Member of the Queensland Legislative Assembly for Port Curtis
- In office 11 May 1929 – 11 Jun 1932
- Preceded by: George Carter
- Succeeded by: Tommy Williams

Personal details
- Born: Frank Wells Butler 18 August 1884 Kilcoy, Queensland, Australia
- Died: 25 July 1961 (aged 76) Gladstone, Queensland, Australia
- Party: CPNP
- Spouse: Margaret Steel (m.1915)
- Occupation: Dairy farmer

= Frank Butler (politician) =

Australian politician

Frank Wells Butler (18 August 1884 - 25 July 1961) was a member of the Queensland Legislative Assembly.

==Biography==
Butler was born at Kilcoy, Queensland, the son of William Butler and his wife Jane (née Graham).
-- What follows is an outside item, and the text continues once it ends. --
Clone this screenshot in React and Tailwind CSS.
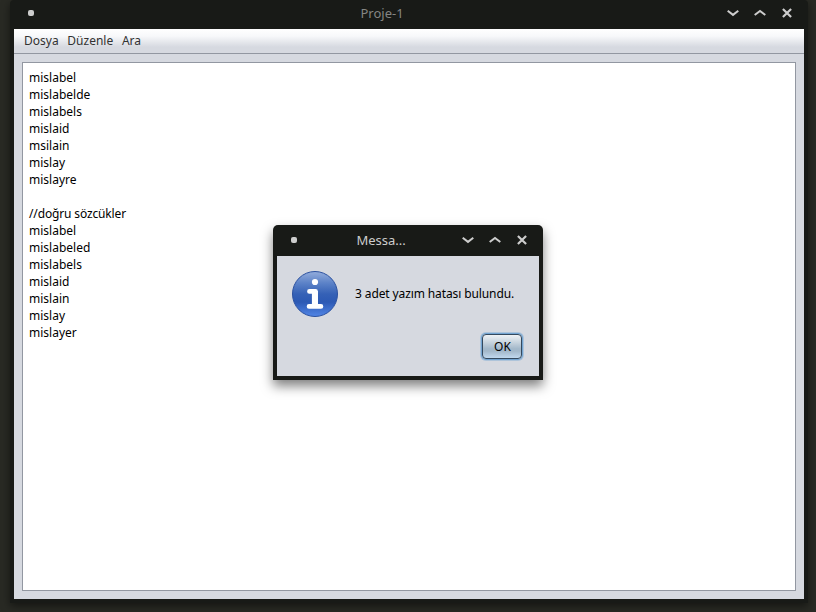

He was educated privately at Kilcoy Station and then attended Brisbane Grammar School. He managed his father's dairy property on the Brisbane River until 1910 and then managed and later owned Targinnie Station.

He married Margaret Steel in Sydney in 1915 and together had four children. Butler died at Gladstone in July 1961.

==Public life==
Butler, representing the CPNP, won the seat of Port Curtis at the 1929 Queensland state election. He held it for one term, being defeated by Tommy Williams of the Labor Party.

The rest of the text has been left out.